#### Work to complete
Single out each line with the word "React" and copy it.

Start

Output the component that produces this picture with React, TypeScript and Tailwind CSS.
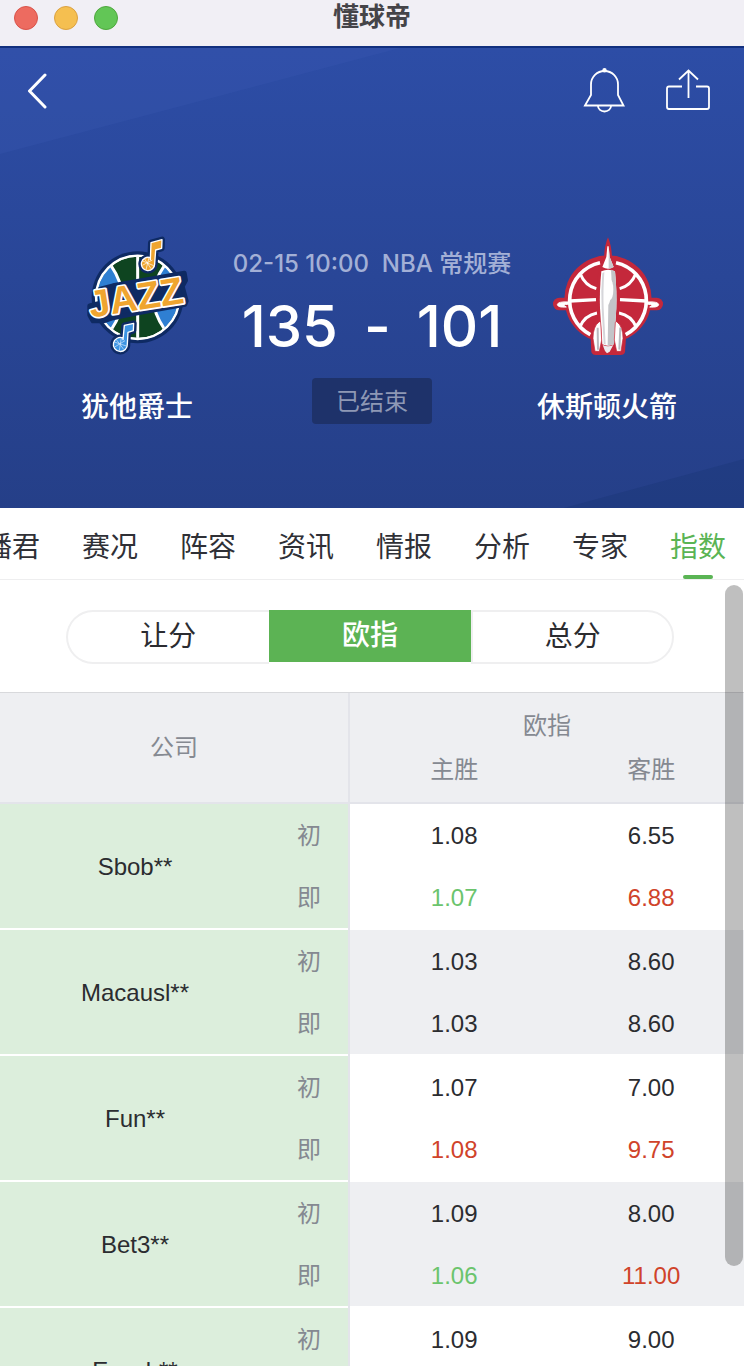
import React from "react";

type Tone = "flat" | "up" | "down";
type Quote = { home: string; away: string; homeTone?: Tone; awayTone?: Tone };
type Company = { name: string; opening: Quote; live: Quote };

const tabs = ["主播君", "赛况", "阵容", "资讯", "情报", "分析", "专家", "指数"];

const companies: Company[] = [
  {
    name: "Sbob**",
    opening: { home: "1.08", away: "6.55" },
    live: { home: "1.07", away: "6.88", homeTone: "down", awayTone: "up" },
  },
  {
    name: "Macausl**",
    opening: { home: "1.03", away: "8.60" },
    live: { home: "1.03", away: "8.60" },
  },
  {
    name: "Fun**",
    opening: { home: "1.07", away: "7.00" },
    live: { home: "1.08", away: "9.75", homeTone: "up", awayTone: "up" },
  },
  {
    name: "Bet3**",
    opening: { home: "1.09", away: "8.00" },
    live: { home: "1.06", away: "11.00", homeTone: "down", awayTone: "up" },
  },
  {
    name: "Easyb**",
    opening: { home: "1.09", away: "9.00" },
    live: { home: "1.09", away: "9.00" },
  },
];

const toneClass: Record<Tone, string> = {
  flat: "text-[#2b2c30]",
  up: "text-[#d0432a]",
  down: "text-[#6bc46d]",
};

function JazzLogo() {
  return (
    <svg viewBox="-6 33 360 360" className="size-[120px]" role="img" aria-label="犹他爵士">
      <defs>
        <clipPath id="jazz-ball">
          <circle cx="176" cy="217" r="122" />
        </clipPath>
      </defs>
      <circle cx="176" cy="217" r="138" fill="#0e2a63" />
      <circle cx="176" cy="217" r="127" fill="#fff" />
      <g clipPath="url(#jazz-ball)">
        <rect x="50" y="90" width="252" height="256" fill="#0e4420" />
        <path d="M40 85 L96 122 Q162 217 98 312 L40 350Z" fill="#2f7fd2" stroke="#fff" strokeWidth="9" />
        <path d="M312 85 L256 122 Q190 217 256 312 L312 350Z" fill="#2f7fd2" stroke="#fff" strokeWidth="9" />
        <path d="M176 90V345" stroke="#fff" strokeWidth="9" />
      </g>
      <circle cx="176" cy="217" r="125" fill="none" stroke="#fff" strokeWidth="7" />
      <path
        d="M32 242 L64 234 L64 192 L102 182 L316 144 L320 166 L310 184 L322 228 L318 238 L176 264 L98 280 L74 288 L42 288 L32 270Z"
        fill="#0e2a63"
        stroke="#0e2a63"
        strokeWidth="14"
        strokeLinejoin="round"
      />
      <text
        x="36"
        y="278"
        transform="rotate(-9 36 278)"
        fontSize="114"
        fontWeight="700"
        fill="#efa52f"
        stroke="#fff"
        strokeWidth="10"
        strokeLinejoin="round"
        paintOrder="stroke"
        className="font-['Liberation_Sans',sans-serif]"
      >
        JAZZ
      </text>
      <g strokeLinejoin="round">
        <path
          d="M214 104 L216 53 L249 44 L248 70 L230 75 L227 116 A20 20 0 1 1 214 98Z"
          fill="#0e2a63"
          stroke="#0e2a63"
          strokeWidth="18"
        />
        <path
          d="M214 104 L216 53 L249 44 L248 70 L230 75 L227 116 A20 20 0 1 1 214 98Z"
          fill="#efa52f"
          stroke="#fff"
          strokeWidth="4"
        />
        <path d="M191 108 L224 122 M210 98 L201 134 M190 121 L220 105 M197 102 L216 131" stroke="#fff" strokeWidth="2" />
        <path
          d="M132 344 L136 301 L164 295 L163 317 L147 322 L145 357 A21 21 0 1 1 132 339Z"
          fill="#0e2a63"
          stroke="#0e2a63"
          strokeWidth="18"
        />
        <path
          d="M132 344 L136 301 L164 295 L163 317 L147 322 L145 357 A21 21 0 1 1 132 339Z"
          fill="#3c94e2"
          stroke="#fff"
          strokeWidth="4"
        />
        <path d="M106 351 L142 363 M127 338 L121 377 M107 366 L138 347 M112 344 L134 373" stroke="#d9ecff" strokeWidth="2" />
      </g>
    </svg>
  );
}

function RocketsLogo() {
  return (
    <svg viewBox="6 33 360 360" className="size-[120px]" role="img" aria-label="休斯顿火箭">
      <g fill="#c4283b">
        <circle cx="189" cy="222" r="131" />
        <rect x="24" y="218" width="330" height="38" rx="19" />
        <path d="M189 37 Q178 62 177 100 L160 130 H218 L201 100 Q200 62 189 37Z" />
        <path d="M150 285 L136 322 L139 381 Q142 390 152 390 H226 Q238 390 240 381 L244 322 L228 285Z" />
      </g>
      <g fill="none" stroke="#fff" strokeWidth="11">
        <path d="M165 113 A116 116 0 0 0 136 329" />
        <path d="M213 113 A116 116 0 0 1 242 329" />
        <path d="M106 147 Q120 182 154 191 M272 147 Q258 182 224 191" strokeWidth="9" />
        <path d="M104 307 Q119 271 156 264 M274 307 Q259 271 222 264" strokeWidth="9" />
        <path d="M74 228 L153 224 M225 224 L304 228" strokeWidth="10" />
      </g>
      <path
        d="M72 231 Q38 229 37 239 Q39 248 64 246 Q46 240 72 237Z M306 231 Q340 229 341 239 Q339 248 314 246 Q332 240 306 237Z"
        fill="#fff"
        stroke="#fff"
        strokeWidth="3"
      />
      <path d="M164 132 L160 200 L164 362 H214 L218 200 L214 132Z" fill="#c4283b" stroke="#c4283b" strokeWidth="8" />
      <path d="M187 64 H191 L194 96 L206 126 Q189 136 172 126 L184 96Z" fill="#fff" />
      <path d="M191 64 L194 96 L206 126 Q199 131 191 131Z" fill="#c9c9cc" />
      <path d="M169 139 Q189 129 210 139 Q216 200 214 250 L207 358 Q189 366 172 358 L165 250 Q163 200 169 139Z" fill="#fff" />
      <path d="M198 134 L210 139 Q216 200 214 250 L207 358 L188 362 L190 240 Q204 215 198 134Z" fill="#c3c4c8" />
      <path d="M172 145 Q167 200 170 250 L176 356 L182 359 L176 250 Q174 200 178 141Z" fill="#d6d6da" />
      <ellipse cx="195" cy="194" rx="10" ry="31" fill="#fff" />
      <path d="M163 290 Q144 304 144 340 L150 379 H163 L170 345 L167 292Z" fill="#fff" stroke="#c4283b" strokeWidth="2" />
      <path d="M215 290 Q234 304 234 340 L228 379 H215 L208 345 L211 292Z" fill="#fff" stroke="#c4283b" strokeWidth="2" />
      <path d="M158 308 L159 374 M226 308 L223 374" stroke="#b9babf" strokeWidth="6" />
      <path d="M173 360 L180 378 L186 385 L194 380 L205 360 Q189 368 173 360Z" fill="#ececef" />
    </svg>
  );
}

function Team({ name, logo }: { name: string; logo: React.ReactNode }) {
  return (
    <div className="flex w-[180px] flex-col items-center">
      {logo}
      <p className="mt-8 text-[28px] leading-10 font-medium whitespace-nowrap text-white">{name}</p>
    </div>
  );
}

function OddsRow({ label, quote, striped, last, company }: { label: string; quote: Quote; striped: boolean; last: boolean; company?: string }) {
  const edge = last ? "border-b-2 border-b-white" : "";
  const bg = striped ? "bg-[#eeeff2]" : "bg-white";
  return (
    <tr className="h-[63px]">
      {company && (
        <th scope="rowgroup" rowSpan={2} className="border-b-2 border-white bg-[#dceedc] p-0 pt-px font-normal text-[#2b2c30]">
          {company}
        </th>
      )}
      <th scope="row" className={`bg-[#dceedc] p-0 font-normal text-[#858991] ${edge}`}>
        {label}
      </th>
      <td className="bg-[#e3e4ea] p-0" />
      <td className={`p-0 pt-px ${bg} ${edge} ${toneClass[quote.homeTone ?? "flat"]}`}>{quote.home}</td>
      <td className={`p-0 pt-px ${bg} ${edge} ${toneClass[quote.awayTone ?? "flat"]}`}>{quote.away}</td>
    </tr>
  );
}

export default function App() {
  return (
    <div className="flex h-screen flex-col overflow-hidden bg-white font-['Liberation_Sans','Noto_Sans_CJK_SC',sans-serif]">
      <div className="relative flex h-[46px] shrink-0 items-start bg-[#f1eff5] px-[14px] pt-[6px]">
        <div className="flex gap-4">
          <button aria-label="关闭" className="size-6 rounded-full border border-[#d9534a] bg-[#ed6b60]" />
          <button aria-label="最小化" className="size-6 rounded-full border border-[#dba141] bg-[#f5bf50]" />
          <button aria-label="全屏" className="size-6 rounded-full border border-[#4ea73d] bg-[#62c656]" />
        </div>
        <h1 className="pointer-events-none absolute inset-x-0 top-0 text-center text-[26px] leading-[34px] font-bold text-[#454448]">懂球帝</h1>
      </div>

      <header className="relative h-[462px] shrink-0 border-t-2 border-[#12307f] bg-linear-to-b from-[#2d4da6] to-[#253f88]">
        <svg aria-hidden="true" viewBox="0 0 744 460" preserveAspectRatio="none" className="absolute inset-0 size-full">
          <path d="M0 0H400L0 106Z" fill="#4060b8" fillOpacity="0.2" />
          <path d="M744 411V460H564Z" fill="#142e6c" fillOpacity="0.25" />
        </svg>
        <div className="relative">
          <nav className="flex h-[86px] items-center justify-between pr-[33px] pl-[27px]">
            <button aria-label="返回">
              <svg viewBox="0 0 20 36" className="h-9 w-5" fill="none" stroke="#fff" strokeWidth="3" strokeLinecap="round" strokeLinejoin="round">
                <path d="M18 2L2.500 18L18 34" />
              </svg>
            </button>
            <div className="flex items-center gap-10">
              <button aria-label="提醒">
                <svg viewBox="0 0 42 46" className="h-[46px] w-[42px]" fill="none" stroke="#fff" strokeWidth="1.800">
                  <path d="M2 37.500L8 27V16.500A13.500 13.500 0 0 1 35 16.500V27L40.500 37.500Z" />
                  <path d="M15 38A6.500 5.500 0 0 0 28 38" />
                  <circle cx="21.500" cy="2.300" r="2.200" fill="#fff" stroke="none" />
                </svg>
              </button>
              <button aria-label="分享">
                <svg viewBox="0 0 46 46" className="h-[46px] w-[46px]" fill="none" stroke="#fff" strokeWidth="1.800">
                  <path d="M17 18.500H4Q2 18.500 2 20.500V39Q2 41 4 41H42Q44 41 44 39V20.500Q44 18.500 42 18.500H31" />
                  <path d="M23.500 30V2.500M14 11.500L23.500 2.500L33 11.500" />
                </svg>
              </button>
            </div>
          </nav>

          <section className="mt-[102px] flex justify-between px-[47px]">
            <Team name="犹他爵士" logo={<JazzLogo />} />
            <div className="flex flex-col items-center pt-[10px] font-['Inter','Noto_Sans_CJK_SC',sans-serif] whitespace-nowrap">
              <p className="text-2xl leading-9 font-medium whitespace-pre text-[#a3b0d6]">02-15 10:00  NBA 常规赛</p>
              <p className="mt-2 flex h-[72px] items-center gap-[26px] text-[58px] leading-[72px] font-medium text-white">
                <span>135</span>
                <span>-</span>
                <span>101</span>
              </p>
              <p className="mt-4 h-[46px] w-[120px] rounded bg-[#1e326a] text-center text-2xl leading-[48px] text-[#8e98b5]">已结束</p>
            </div>
            <Team name="休斯顿火箭" logo={<RocketsLogo />} />
          </section>
        </div>
      </header>

      <nav className="flex h-[72px] shrink-0 justify-end gap-[42px] overflow-hidden border-b border-[#eeeeef] pr-[18px]">
        {tabs.map((tab) => {
          const active = tab === "指数";
          return (
            <a
              key={tab}
              href="#"
              aria-current={active ? "page" : undefined}
              className={`relative shrink-0 pt-5 text-[28px] leading-10 ${active ? "text-[#5ab454]" : "text-[#2f3036]"}`}
            >
              {tab}
              {active && <span className="absolute bottom-0 left-1/2 h-1 w-[30px] -translate-x-1/2 rounded-sm bg-[#5ab454]" />}
            </a>
          );
        })}
      </nav>

      <main className="relative min-h-0 flex-1">
        <div className="h-full overflow-x-hidden overflow-y-auto [scrollbar-width:none]">
          <div className="grid h-[112px] grid-cols-3 items-start pt-[30px] pr-[70px] pl-[66px] text-[28px] leading-[50px] text-[#2b2c30]">
            <button className="h-[54px] rounded-l-full border-2 border-r-0 border-[#efeff0]">让分</button>
            <button className="h-[52px] bg-[#5cb354] font-medium text-white">欧指</button>
            <button className="h-[54px] rounded-r-full border-2 border-[#efeff0]">总分</button>
          </div>

          <table className="w-full table-fixed border-separate border-spacing-0 border-t border-[#d8d9dc] text-center text-2xl">
            <colgroup>
              <col className="w-[270px]" />
              <col className="w-[78px]" />
              <col className="w-[2px]" />
              <col className="w-[28%]" />
              <col />
            </colgroup>
            <thead className="bg-[#eeeff2] text-[#858991]">
              <tr className="h-[57px]">
                <th scope="col" rowSpan={2} colSpan={2} className="border-b-2 border-[#e3e4ea] p-0 pt-px font-normal">公司</th>
                <td rowSpan={2} className="bg-[#e3e4ea] p-0" />
                <th scope="colgroup" colSpan={2} className="p-0 pt-2 font-normal">欧指</th>
              </tr>
              <tr className="h-[54px]">
                <th scope="col" className="border-b-2 border-[#e3e4ea] p-0 pb-3 font-normal">主胜</th>
                <th scope="col" className="border-b-2 border-[#e3e4ea] p-0 pb-3 font-normal">客胜</th>
              </tr>
            </thead>
            {companies.map((c, i) => (
              <tbody key={c.name}>
                <OddsRow label="初" quote={c.opening} striped={i % 2 === 1} last={false} company={c.name} />
                <OddsRow label="即" quote={c.live} striped={i % 2 === 1} last={true} />
              </tbody>
            ))}
          </table>
        </div>
        <div aria-hidden="true" className="absolute top-[5px] right-px bottom-[100px] w-[18px] rounded-full bg-black/25" />
      </main>
    </div>
  );
}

End

#### Correct answer
Output the component that produces this picture with React, TypeScript and Tailwind CSS.
import React from "react";
function Team({ name, logo }: { name: string; logo: React.ReactNode }) {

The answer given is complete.